» **Instructions for the task**: Starting at the first line of the entries, extract each line up to and including the one that contains "const tabs = ['存储', '配置', '其它']", but leave out the pictures.

» **Supplied records**:
>> BEGIN

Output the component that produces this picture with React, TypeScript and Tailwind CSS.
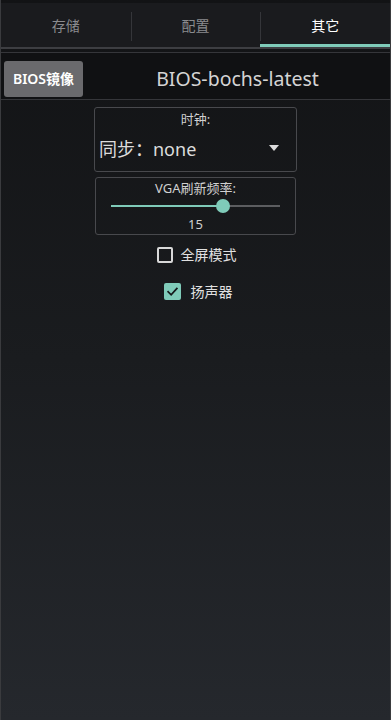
import { useState } from 'react'

const font = { fontFamily: '"Noto Sans", "Noto Sans CJK SC", sans-serif' }

export default function App() {
  const [tab] = useState(2)
  const [fullscreen, setFullscreen] = useState(false)
  const [speaker, setSpeaker] = useState(true)
  const tabs = ['存储', '配置', '其它']

  return (
    <div
      style={font}
      className="h-[720px] w-[391px] overflow-hidden border-x border-[#3a3b3e] bg-gradient-to-b from-[#121315] via-[#1a1c1f] to-[#25282d] pt-[3px] text-[#d6d6d6]"
    >
      {/* Tabs */}
      <div className="flex h-[46px] bg-[#1a1b1e] border-b-2 border-[#3d3e42]">
        {tabs.map((t, i) => (
          <div key={t} className="relative flex flex-1 items-center justify-center">
            {i > 0 && <div className="absolute left-0 top-[9px] h-[29px] w-px bg-[#35363a]" />}
            <span className={`text-[14px] ${i === tab ? 'text-white' : 'text-[#8a8b8e]'}`}>{t}</span>
            {i === tab && <div className="absolute bottom-0 left-0 right-0 h-[3px] bg-[#7fcbb9]" />}
          </div>
        ))}
      </div>

      {/* BIOS row */}
      <div className="mt-[3px] flex h-[48px] items-center border-y border-[#35363a] bg-[#101113] pl-[3px] pt-[5px]">
        <button className="flex h-[36px] w-[79px] items-center justify-center rounded-[3px] bg-[#6a6a6d] text-[14px] font-semibold text-white">
          BIOS镜像
        </button>
        <div className="flex-1 pl-[2px] text-center text-[19.5px] text-[#d4d4d4]">BIOS-bochs-latest</div>
      </div>

      {/* Settings */}
      <div className="flex flex-col items-center pt-[7px]">
        <div className="w-[203px] rounded-[3px] border border-[#48494d] pb-[4px] pt-[2px]">
          <div className="text-center text-[13px] leading-[18px] text-[#d0d0d0]">时钟:</div>
          <div className="flex h-[39px] items-center justify-between pl-[4px] pr-[17px]">
            <span className="pt-[3px] text-[18px] text-[#dcdcdc]">同步：none</span>
            <svg width="10" height="6" viewBox="0 0 10 6">
              <path d="M0 0 L10 0 L5 6 Z" fill="#dcdcdc" />
            </svg>
          </div>
        </div>

        <div className="mt-[5px] w-[201px] rounded-[3px] border border-[#48494d] pb-[1px] pt-[1px]">
          <div className="text-center text-[13px] leading-[18px] text-[#d0d0d0]">VGA刷新频率:</div>
          <div className="relative mx-[15px] h-[18px]">
            <div className="absolute left-0 right-0 top-[8px] h-[2px] bg-[#5c5d60]" />
            <div className="absolute left-0 top-[8px] h-[2px] w-[112px] bg-[#7fcbb9]" />
            <div className="absolute left-[105px] top-[2px] h-[14px] w-[14px] rounded-full bg-[#7fcbb9]" />
          </div>
          <div className="text-center text-[13px] leading-[18px] text-[#d0d0d0]">15</div>
        </div>

        <label className="mt-[9px] flex cursor-pointer items-center gap-[8px] pl-[2px]" onClick={() => setFullscreen(!fullscreen)}>
          <span className={`flex h-[16px] w-[16px] items-center justify-center rounded-[2px] ${fullscreen ? 'bg-[#7fcbb9]' : 'border-2 border-[#d8d8d8]'}`}>
            {fullscreen && <Check />}
          </span>
          <span className="text-[14px] text-[#e0e0e0]">全屏模式</span>
        </label>

        <label className="mt-[16px] flex cursor-pointer items-center gap-[10px] pl-[5px]" onClick={() => setSpeaker(!speaker)}>
          <span className={`flex h-[17px] w-[17px] items-center justify-center rounded-[2px] ${speaker ? 'bg-[#7fcbb9]' : 'border-2 border-[#d8d8d8]'}`}>
            {speaker && <Check />}
          </span>
          <span className="text-[14px] text-[#e0e0e0]">扬声器</span>
        </label>
      </div>
    </div>
  )
}

function Check() {
  return (
    <svg width="13" height="13" viewBox="0 0 24 24" fill="none" stroke="#15191b" strokeWidth="3.2" strokeLinecap="square">
      <path d="M4 12.5 L9.5 18 L20 6.5" />
    </svg>
  )
}
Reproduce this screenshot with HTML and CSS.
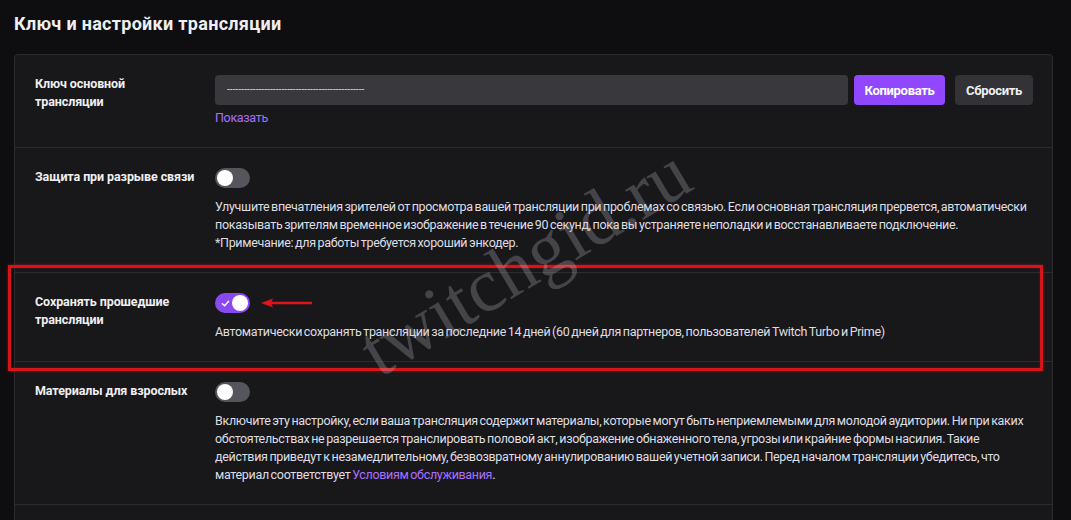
FILE: index.html
```html
<!DOCTYPE html>
<html lang="ru">
<head>
<meta charset="utf-8">
<link rel="stylesheet" href="styles.css">
</head>
<body>
<div class="page">
  <h1 class="title">Ключ и настройки трансляции</h1>
  <div class="card">
    <div class="row">
      <div class="label">Ключ основной трансляции</div>
      <div class="content">
        <div class="key-line">
          <div class="key-input">------------------------------------------------</div>
          <button class="btn btn-primary">Копировать</button>
          <button class="btn btn-secondary">Сбросить</button>
        </div>
        <a class="link show-link">Показать</a>
      </div>
    </div>
    <div class="row">
      <div class="label">Защита при разрыве связи</div>
      <div class="content">
        <div class="toggle"><span class="knob"></span></div>
        <p class="desc">Улучшите впечатления зрителей от просмотра вашей трансляции при проблемах со связью. Если основная трансляция прервется, автоматически показывать зрителям временное изображение в течение 90 секунд, пока вы устраняете неполадки и восстанавливаете подключение.<br>*Примечание: для работы требуется хороший энкодер.</p>
      </div>
    </div>
    <div class="row row-highlight">
      <div class="label">Сохранять прошедшие трансляции</div>
      <div class="content">
        <div class="toggle-wrap">
          <div class="toggle on">
            <svg class="check" viewBox="0 0 10 10" width="9" height="9"><path d="M1.5 5.2 L4 7.5 L8.5 2.5" fill="none" stroke="#fff" stroke-width="1.6" stroke-linecap="round" stroke-linejoin="round"/></svg>
            <span class="knob"></span>
          </div>
          <svg class="arrow" viewBox="0 0 56 12" width="56" height="12"><path d="M12 6 H52" stroke="#e0141a" stroke-width="2.4" stroke-linecap="round"/><path d="M2 6 L14 1.5 L12 6 L14 10.5 Z" fill="#e0141a"/></svg>
        </div>
        <p class="desc">Автоматически сохранять трансляции за последние 14 дней (60 дней для партнеров, пользователей Twitch Turbo и Prime)</p>
      </div>
      <div class="highlight-box"></div>
    </div>
    <div class="row">
      <div class="label">Материалы для взрослых</div>
      <div class="content">
        <div class="toggle"><span class="knob"></span></div>
        <p class="desc">Включите эту настройку, если ваша трансляция содержит материалы, которые могут быть неприемлемыми для молодой аудитории. Ни при каких обстоятельствах не разрешается транслировать половой акт, изображение обнаженного тела, угрозы или крайние формы насилия. Такие действия приведут к незамедлительному, безвозвратному аннулированию вашей учетной записи. Перед началом трансляции убедитесь, что материал соответствует <a class="link">Условиям обслуживания</a>.</p>
      </div>
    </div>
    <div class="row row-last"></div>
  </div>
  <div class="watermark">twitchgid.ru</div>
</div>
</body>
</html>
```

FILE: styles.css
```css
* { box-sizing: border-box; }
html, body { margin: 0; padding: 0; }
body {
  background: #0e0e10;
  color: #efeff1;
  font-family: Roboto, "Liberation Sans", Arial, sans-serif;
  font-size: 12.5px;
  letter-spacing: -0.32px;
  word-spacing: -1px;
  line-height: 18px;
  width: 1071px;
  height: 520px;
  overflow: hidden;
}
.page {
  position: relative;
  padding: 12px 18px 0 14px;
}
.title {
  margin: 0 0 18px;
  font-size: 18px;
  letter-spacing: 0.3px;
  word-spacing: 0;
  line-height: 24px;
  font-weight: 700;
  color: #efeff1;
}
.card {
  background: #18181b;
  border: 1px solid #2c2c30;
  border-radius: 4px 4px 0 0;
}
.row {
  display: flex;
  padding: 20px 19px 20px 20px;
  border-bottom: 1px solid #2c2c30;
}
.row-last { height: 40px; border-bottom: none; }
.label {
  width: 180px;
  flex: none;
  font-weight: 700;
  letter-spacing: -0.1px;
  word-spacing: 0;
  padding-right: 19px;
  color: #efeff1;
}
.content {
  flex: 1;
  min-width: 0;
}
.key-line {
  display: flex;
  align-items: center;
}
.key-input {
  flex: 1;
  height: 30px;
  background: #39393d;
  border-radius: 4px;
  color: #d8d8dc;
  font-size: 10px;
  letter-spacing: 0.1px;
  padding: 6px 12px;
  line-height: 17px;
  overflow: hidden;
  white-space: nowrap;
}
.btn {
  height: 30px;
  border: none;
  border-radius: 4px;
  font-family: inherit;
  font-size: 13px;
  letter-spacing: -0.3px;
  font-weight: 700;
  padding: 0 8px;
  color: #fff;
}
.btn-primary { background: #9147ff; margin-left: 6px; width: 91px; }
.btn-secondary { background: #323237; margin-left: 10px; width: 78px; color: #efeff1; }
.link { color: #a970ff; text-decoration: none; }
.show-link { display: block; margin-top: 4px; }
.desc {
  margin: 10px 0 0;
  color: #dedee3;
}
.toggle {
  position: relative;
  width: 35px;
  height: 20px;
  border-radius: 10px;
  background: #55555c;
}
.toggle .knob {
  position: absolute;
  top: 2px;
  left: 2px;
  width: 16px;
  height: 16px;
  border-radius: 50%;
  background: #fff;
}
.toggle.on { background: #8a48f0; }
.toggle.on .knob { left: auto; right: 2px; }
.toggle .check { position: absolute; left: 6px; top: 6px; }
.toggle-wrap { display: flex; align-items: center; }
.arrow { margin-left: 9px; }
.row-highlight { position: relative; }
.highlight-box {
  position: absolute;
  left: -7px;
  right: 9px;
  top: -8px;
  bottom: -10px;
  border: 3px solid #d4161b;
  box-shadow: 0 0 3px rgba(220, 20, 27, 0.6), inset 0 0 2px rgba(220, 20, 27, 0.5);
  pointer-events: none;
}
.watermark {
  position: absolute;
  left: 366px;
  top: 318px;
  font-family: "Liberation Serif", serif;
  font-size: 76px;
  letter-spacing: 0;
  word-spacing: 0;
  line-height: 76px;
  color: rgba(200, 200, 205, 0.26);
  transform: rotate(-31deg);
  transform-origin: left center;
  white-space: nowrap;
  pointer-events: none;
}
```
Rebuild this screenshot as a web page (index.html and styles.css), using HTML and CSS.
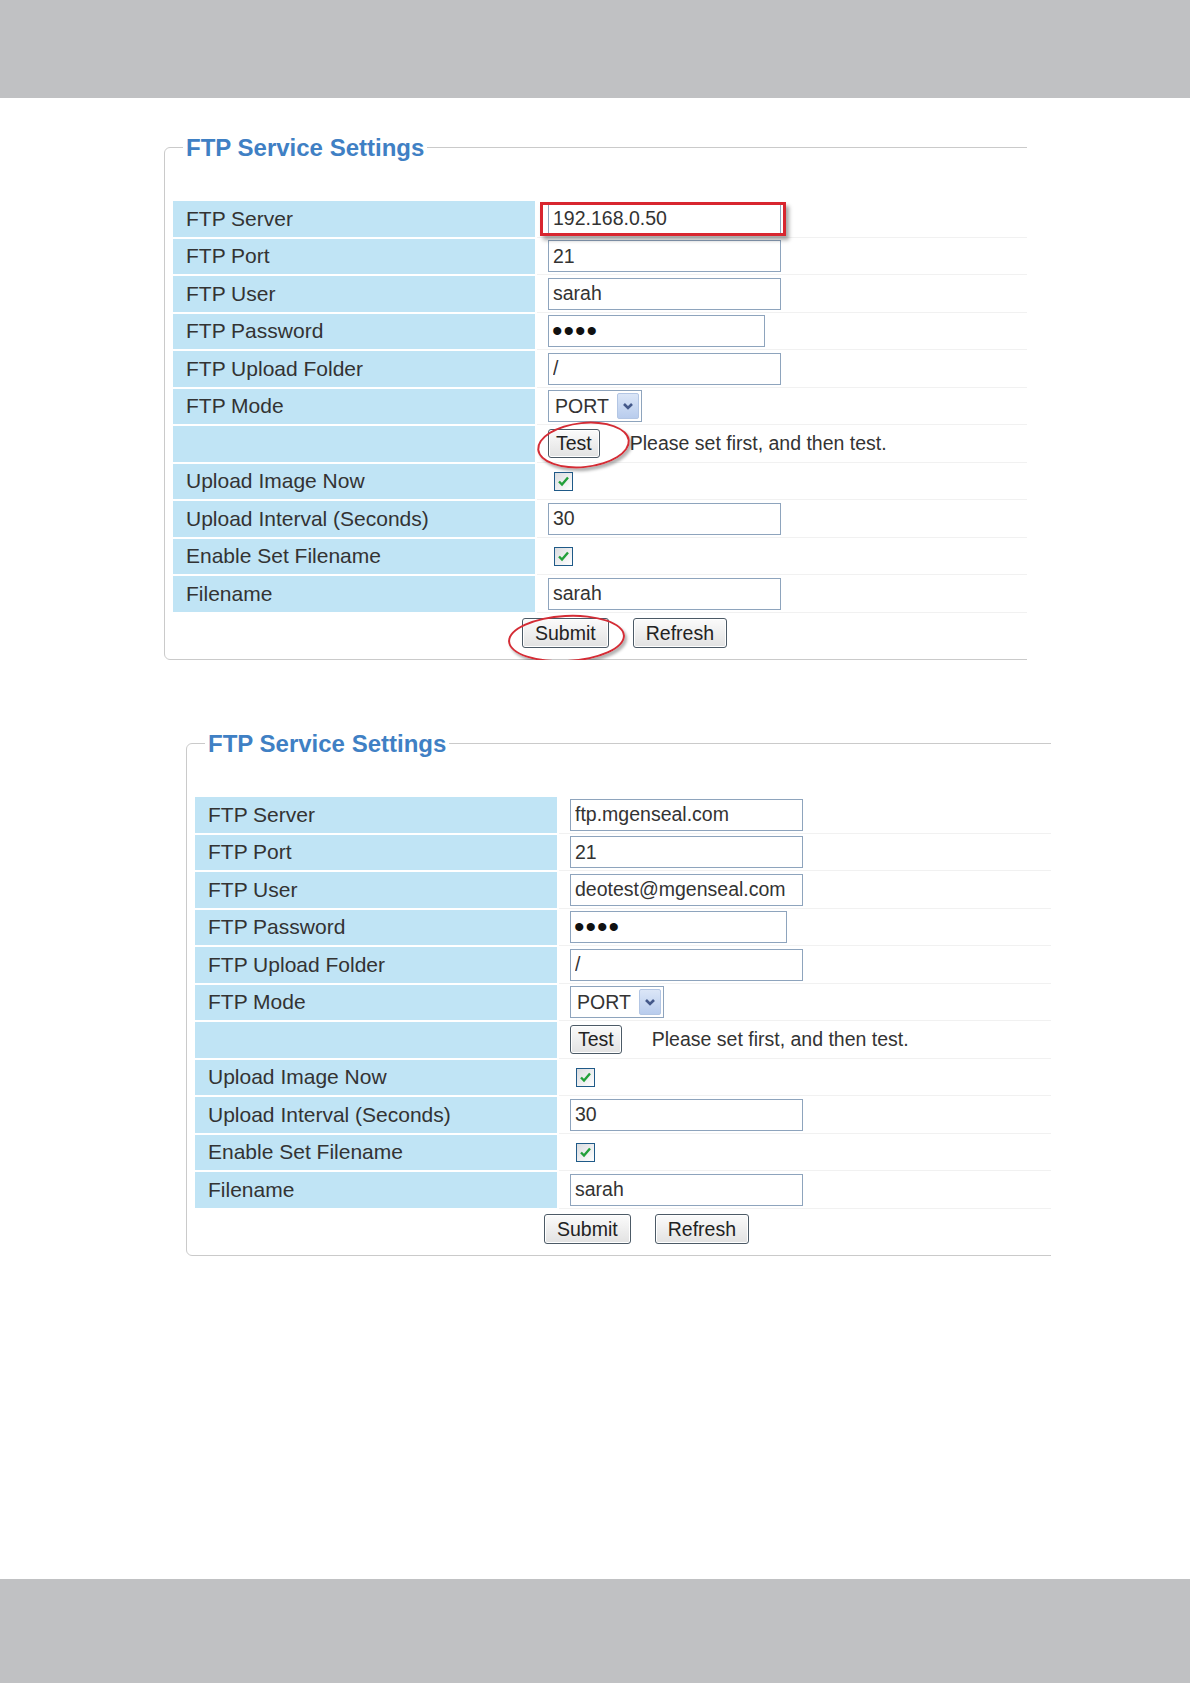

>> END

» **Complete response**:
Output the component that produces this picture with React, TypeScript and Tailwind CSS.
import { useState } from 'react'

const font = { fontFamily: '"Noto Sans", "Noto Sans CJK SC", sans-serif' }

export default function App() {
  const [tab] = useState(2)
  const [fullscreen, setFullscreen] = useState(false)
  const [speaker, setSpeaker] = useState(true)
  const tabs = ['存储', '配置', '其它']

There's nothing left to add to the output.